What does it take to become a barbecue pitmaster? There’s an entire mythology surrounding the term, mainly because everyone from backyard enthusiasts to the folks running the top meat joints in Texas aspire to be the best at their craft. But Texas Monthly’s Barbecue Editor Daniel Vaughn says only a select few barbecue chefs can be deemed a master of the pit.
Vaughn says a master is someone who truly “knows their way around a barbecue pit,” and not every proprietor has earned that title, including one at a now-defunct restaurant in Victoria.
“He had cooked 10,000 pounds of brisket. …The barbecue was terrible. He certainly hadn’t mastered the pit,” Vaughn says.
He says in Texas, there’s only a few true pitmasters, including Bobby Mueller of Louie Mueller Barbecue in Taylor. Vaughn says Bobby’s son John also thinks of his dad that way. Bobby died in 2008.

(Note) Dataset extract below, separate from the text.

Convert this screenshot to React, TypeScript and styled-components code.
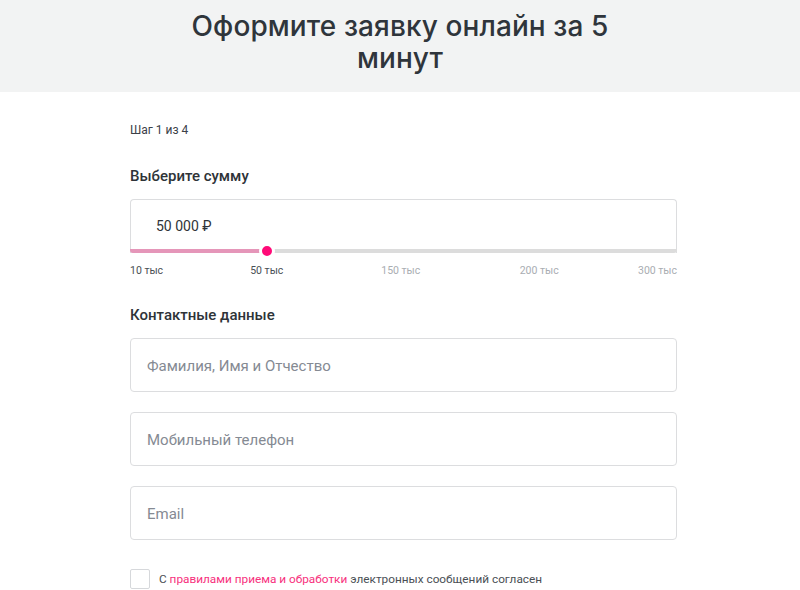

“Certainly, I would agree with that,” Vauhgn says.
But Vaughn says the term “pitmaster” is a fairly new one.
“It really became popular in the early ’80s. Before that, you would see other terms like barbecuer, barbecue cook, barbecue chef. But my favorite was ‘master barbecuer,'” Vaughn says.
Despite the growing popularity of barbecue in culinary circles, pitmasters don’t have the same fame as other top chefs. Vaughn says that’s partly because there aren’t as many awards available to them.
“They either make [Texas Monthly’s] top-50 list, or they are recognized alongside chefs and judged against chefs in awards like the James Beard Award,” Vaughn says.
He says the closest thing is the Barbecue Hall of Fame, which has honored new inductees every year since 2012.
“That’s a really, really select few pitmasters out there,” Vaughn says. “I think it’s worth exploring a term, or at least something to recognize the folks who really know what they’re doing.”